IEA Questions Impact of a Non-binding Renewable Energy Target for Europe
IEA Questions Impact of a Non-binding Renewable Energy Target for Europe

The International Energy Agency has raised the alarm over the non-binding nature of a 27% renewable energy target for 2030 while also calling for a clear and stable framework. According to the IEA's Medium-Term Renewable Energy Market Report, the absence of a binding target raises questions about how effective the overall target can be as member states would be able to define their commitment to renewables voluntarily. The report adds that the framework overseeing these commitments lacks detail.

Justin Wilkes, deputy chief executive officer of the European Wind Energy Association, said: "The IEA report hits the nail on the head when it comes to ambitious national targets for 2030. Not only is a 27% target too low but it doesn't oblige member states to follow through. Europe's Heads of State need to agree in October on a binding 30% renewables target if real progress is going to be made to improve Europe's energy security, competitiveness and climate objectives."

The report also recognised that binding national targets and National Renewable Energy Action Plans for 2020 have been key drivers in cost reduction and the mass deployment of renewables, particularly onshore wind. However, it highlights that challenges remain for EU member states to meet their commitments.

The IEA expects installed wind capacity to reach 162.9GW by 2018 based on data for European members of the Organisation for Cooperation and Development. The new figure shows a marginal increase of 2.4GW in the forecast from last year's report.

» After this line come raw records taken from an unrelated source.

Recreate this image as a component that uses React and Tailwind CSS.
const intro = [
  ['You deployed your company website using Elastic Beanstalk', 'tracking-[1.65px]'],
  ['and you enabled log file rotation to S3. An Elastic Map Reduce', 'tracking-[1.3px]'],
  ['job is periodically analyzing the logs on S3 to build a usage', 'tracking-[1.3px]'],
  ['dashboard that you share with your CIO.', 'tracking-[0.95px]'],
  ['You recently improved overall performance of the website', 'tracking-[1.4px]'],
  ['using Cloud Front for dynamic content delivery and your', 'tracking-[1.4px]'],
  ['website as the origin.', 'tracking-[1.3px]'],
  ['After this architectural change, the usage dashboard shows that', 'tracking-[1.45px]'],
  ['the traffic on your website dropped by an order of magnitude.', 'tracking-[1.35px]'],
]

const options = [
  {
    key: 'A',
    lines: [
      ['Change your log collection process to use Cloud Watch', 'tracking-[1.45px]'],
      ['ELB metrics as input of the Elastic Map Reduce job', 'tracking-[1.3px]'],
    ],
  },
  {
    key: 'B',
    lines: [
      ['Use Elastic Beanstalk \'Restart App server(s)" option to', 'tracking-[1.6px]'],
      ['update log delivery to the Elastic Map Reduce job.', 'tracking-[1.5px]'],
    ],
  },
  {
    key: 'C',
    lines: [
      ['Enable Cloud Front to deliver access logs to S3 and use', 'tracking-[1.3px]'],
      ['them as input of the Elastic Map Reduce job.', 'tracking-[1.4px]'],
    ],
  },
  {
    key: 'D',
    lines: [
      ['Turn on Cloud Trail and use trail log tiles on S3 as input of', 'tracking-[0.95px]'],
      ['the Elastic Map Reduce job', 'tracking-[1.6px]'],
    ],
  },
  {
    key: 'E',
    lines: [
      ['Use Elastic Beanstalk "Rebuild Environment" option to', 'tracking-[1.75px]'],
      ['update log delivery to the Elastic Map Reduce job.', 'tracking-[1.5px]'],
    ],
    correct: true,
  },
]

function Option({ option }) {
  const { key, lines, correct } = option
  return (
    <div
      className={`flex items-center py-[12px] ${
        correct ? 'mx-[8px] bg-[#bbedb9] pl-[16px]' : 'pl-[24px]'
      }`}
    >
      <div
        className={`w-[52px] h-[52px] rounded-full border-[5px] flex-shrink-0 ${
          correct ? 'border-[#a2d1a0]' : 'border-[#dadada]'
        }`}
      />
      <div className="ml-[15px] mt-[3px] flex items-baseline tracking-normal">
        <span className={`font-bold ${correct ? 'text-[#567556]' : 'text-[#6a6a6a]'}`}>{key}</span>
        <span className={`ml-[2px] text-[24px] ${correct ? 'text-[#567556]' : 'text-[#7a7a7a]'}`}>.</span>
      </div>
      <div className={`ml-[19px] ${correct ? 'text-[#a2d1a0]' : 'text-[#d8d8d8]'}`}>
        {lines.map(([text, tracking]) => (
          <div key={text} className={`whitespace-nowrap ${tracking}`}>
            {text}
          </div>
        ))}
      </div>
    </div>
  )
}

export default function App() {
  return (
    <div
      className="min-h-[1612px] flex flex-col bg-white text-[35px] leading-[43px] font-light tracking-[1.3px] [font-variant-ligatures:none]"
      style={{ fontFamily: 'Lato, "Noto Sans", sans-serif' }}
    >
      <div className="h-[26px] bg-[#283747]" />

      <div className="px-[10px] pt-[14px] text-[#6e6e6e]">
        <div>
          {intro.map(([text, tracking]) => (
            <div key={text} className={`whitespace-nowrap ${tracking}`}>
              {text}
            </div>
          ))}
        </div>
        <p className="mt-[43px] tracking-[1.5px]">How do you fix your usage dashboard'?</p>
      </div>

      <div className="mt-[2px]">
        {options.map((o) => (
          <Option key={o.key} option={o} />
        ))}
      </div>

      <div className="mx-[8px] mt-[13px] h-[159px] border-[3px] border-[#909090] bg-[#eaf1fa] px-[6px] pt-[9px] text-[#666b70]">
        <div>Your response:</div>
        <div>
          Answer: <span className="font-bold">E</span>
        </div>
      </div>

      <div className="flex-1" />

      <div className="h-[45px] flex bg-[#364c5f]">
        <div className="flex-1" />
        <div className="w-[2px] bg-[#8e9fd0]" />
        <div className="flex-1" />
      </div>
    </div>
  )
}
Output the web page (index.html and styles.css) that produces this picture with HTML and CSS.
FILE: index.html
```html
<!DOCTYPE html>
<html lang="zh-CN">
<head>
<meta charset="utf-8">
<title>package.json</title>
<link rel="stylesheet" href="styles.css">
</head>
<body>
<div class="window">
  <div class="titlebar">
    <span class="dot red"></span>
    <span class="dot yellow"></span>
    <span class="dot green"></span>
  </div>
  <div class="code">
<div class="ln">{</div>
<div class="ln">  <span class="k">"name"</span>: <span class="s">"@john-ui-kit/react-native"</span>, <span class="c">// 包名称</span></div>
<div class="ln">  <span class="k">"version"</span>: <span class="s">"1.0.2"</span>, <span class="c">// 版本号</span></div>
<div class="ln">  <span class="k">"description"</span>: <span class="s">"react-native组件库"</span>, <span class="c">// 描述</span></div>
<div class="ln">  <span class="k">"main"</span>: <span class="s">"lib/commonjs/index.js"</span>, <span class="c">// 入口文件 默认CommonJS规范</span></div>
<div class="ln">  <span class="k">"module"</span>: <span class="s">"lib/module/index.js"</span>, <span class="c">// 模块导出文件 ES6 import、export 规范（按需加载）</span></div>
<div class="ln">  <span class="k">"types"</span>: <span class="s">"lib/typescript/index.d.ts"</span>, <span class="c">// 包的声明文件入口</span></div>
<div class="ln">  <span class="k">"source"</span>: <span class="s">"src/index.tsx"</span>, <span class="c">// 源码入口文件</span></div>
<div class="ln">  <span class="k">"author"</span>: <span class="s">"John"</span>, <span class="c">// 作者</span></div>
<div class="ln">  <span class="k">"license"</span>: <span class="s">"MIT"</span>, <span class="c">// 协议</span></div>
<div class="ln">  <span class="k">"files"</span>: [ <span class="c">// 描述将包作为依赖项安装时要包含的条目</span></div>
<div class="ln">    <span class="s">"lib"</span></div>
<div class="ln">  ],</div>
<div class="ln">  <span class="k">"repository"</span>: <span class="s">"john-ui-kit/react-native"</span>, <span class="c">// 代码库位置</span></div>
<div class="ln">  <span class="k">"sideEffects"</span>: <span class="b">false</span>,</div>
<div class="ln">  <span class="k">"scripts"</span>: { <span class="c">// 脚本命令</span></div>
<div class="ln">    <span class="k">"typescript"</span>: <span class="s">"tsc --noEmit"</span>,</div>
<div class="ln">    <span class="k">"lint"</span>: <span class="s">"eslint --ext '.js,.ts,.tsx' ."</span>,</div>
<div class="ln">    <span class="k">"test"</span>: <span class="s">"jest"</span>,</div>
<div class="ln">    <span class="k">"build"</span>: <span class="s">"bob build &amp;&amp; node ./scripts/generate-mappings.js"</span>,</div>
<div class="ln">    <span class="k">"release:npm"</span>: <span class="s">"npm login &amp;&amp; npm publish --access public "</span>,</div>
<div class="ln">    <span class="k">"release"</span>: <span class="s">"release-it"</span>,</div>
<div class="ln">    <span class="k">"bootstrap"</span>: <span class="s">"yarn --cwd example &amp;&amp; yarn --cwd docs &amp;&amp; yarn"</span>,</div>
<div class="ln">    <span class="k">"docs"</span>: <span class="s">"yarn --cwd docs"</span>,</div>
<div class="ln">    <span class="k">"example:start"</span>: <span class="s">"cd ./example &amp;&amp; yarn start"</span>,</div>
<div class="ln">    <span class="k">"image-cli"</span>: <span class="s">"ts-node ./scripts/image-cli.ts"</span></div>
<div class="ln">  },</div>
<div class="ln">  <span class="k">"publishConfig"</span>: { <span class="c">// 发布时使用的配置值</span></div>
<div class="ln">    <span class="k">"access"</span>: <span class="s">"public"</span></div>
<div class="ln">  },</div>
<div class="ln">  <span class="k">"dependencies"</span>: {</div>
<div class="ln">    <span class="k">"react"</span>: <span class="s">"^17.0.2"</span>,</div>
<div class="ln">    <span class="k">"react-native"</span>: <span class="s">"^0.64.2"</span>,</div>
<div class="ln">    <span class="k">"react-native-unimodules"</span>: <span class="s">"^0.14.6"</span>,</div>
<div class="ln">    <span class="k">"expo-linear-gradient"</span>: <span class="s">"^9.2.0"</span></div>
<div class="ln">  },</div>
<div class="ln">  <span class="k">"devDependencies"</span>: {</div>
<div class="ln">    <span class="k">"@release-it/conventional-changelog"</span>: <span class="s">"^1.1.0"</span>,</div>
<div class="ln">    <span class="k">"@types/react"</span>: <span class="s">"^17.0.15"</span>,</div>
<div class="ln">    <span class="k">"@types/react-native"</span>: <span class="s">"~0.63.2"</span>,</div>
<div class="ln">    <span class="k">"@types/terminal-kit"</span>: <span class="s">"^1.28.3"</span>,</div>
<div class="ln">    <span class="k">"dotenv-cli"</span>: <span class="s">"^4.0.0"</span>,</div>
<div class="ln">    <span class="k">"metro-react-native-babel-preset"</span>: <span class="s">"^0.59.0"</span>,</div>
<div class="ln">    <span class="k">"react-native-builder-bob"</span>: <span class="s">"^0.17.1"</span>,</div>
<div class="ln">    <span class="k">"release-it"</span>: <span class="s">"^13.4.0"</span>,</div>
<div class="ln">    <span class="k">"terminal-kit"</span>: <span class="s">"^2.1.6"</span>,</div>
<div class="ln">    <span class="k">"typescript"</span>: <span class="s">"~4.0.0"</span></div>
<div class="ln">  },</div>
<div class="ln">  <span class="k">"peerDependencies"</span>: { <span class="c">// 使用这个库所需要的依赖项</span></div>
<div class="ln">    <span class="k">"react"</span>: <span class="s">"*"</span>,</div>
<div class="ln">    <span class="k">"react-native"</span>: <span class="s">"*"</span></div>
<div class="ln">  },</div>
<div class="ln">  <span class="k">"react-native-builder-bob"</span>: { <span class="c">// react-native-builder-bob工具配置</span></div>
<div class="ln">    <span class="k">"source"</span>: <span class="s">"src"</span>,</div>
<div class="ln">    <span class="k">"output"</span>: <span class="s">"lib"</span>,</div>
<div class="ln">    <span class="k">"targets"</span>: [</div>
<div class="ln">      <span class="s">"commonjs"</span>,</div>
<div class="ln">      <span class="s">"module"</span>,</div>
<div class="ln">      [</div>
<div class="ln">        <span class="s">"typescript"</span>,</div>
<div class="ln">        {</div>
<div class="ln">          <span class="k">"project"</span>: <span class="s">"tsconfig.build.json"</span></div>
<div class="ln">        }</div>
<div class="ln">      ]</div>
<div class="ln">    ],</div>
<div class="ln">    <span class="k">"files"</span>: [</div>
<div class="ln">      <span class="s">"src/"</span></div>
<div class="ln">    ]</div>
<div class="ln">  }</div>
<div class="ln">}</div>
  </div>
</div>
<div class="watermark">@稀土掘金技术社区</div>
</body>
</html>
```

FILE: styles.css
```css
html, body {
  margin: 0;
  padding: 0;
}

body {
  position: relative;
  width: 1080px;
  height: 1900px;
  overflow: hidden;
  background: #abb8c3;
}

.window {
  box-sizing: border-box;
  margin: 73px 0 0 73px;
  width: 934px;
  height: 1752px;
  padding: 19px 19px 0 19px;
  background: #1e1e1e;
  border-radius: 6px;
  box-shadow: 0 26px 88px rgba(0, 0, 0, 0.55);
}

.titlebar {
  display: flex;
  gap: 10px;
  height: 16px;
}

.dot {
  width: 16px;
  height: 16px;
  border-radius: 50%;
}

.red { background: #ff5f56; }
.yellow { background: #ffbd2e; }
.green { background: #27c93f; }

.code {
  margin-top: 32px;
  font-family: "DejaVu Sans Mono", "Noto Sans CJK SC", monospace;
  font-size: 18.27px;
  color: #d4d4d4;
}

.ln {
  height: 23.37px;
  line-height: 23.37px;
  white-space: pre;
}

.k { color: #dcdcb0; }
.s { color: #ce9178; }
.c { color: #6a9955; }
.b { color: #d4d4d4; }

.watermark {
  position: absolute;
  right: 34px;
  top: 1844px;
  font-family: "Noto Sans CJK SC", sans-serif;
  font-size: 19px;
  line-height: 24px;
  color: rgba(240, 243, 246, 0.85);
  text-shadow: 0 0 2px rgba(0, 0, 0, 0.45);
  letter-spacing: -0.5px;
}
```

Wilkes stressed the need for policymakers to provide more forward guidance for the industry to spur further investment. He said: "It's imperative that national governments resist making abrupt changes to support mechanisms that can blindside investors and deter financing of wind power projects. Political and regulatory risk is reflected in the cost of capital and a stable framework can go a long way to eliminating these risk premiums."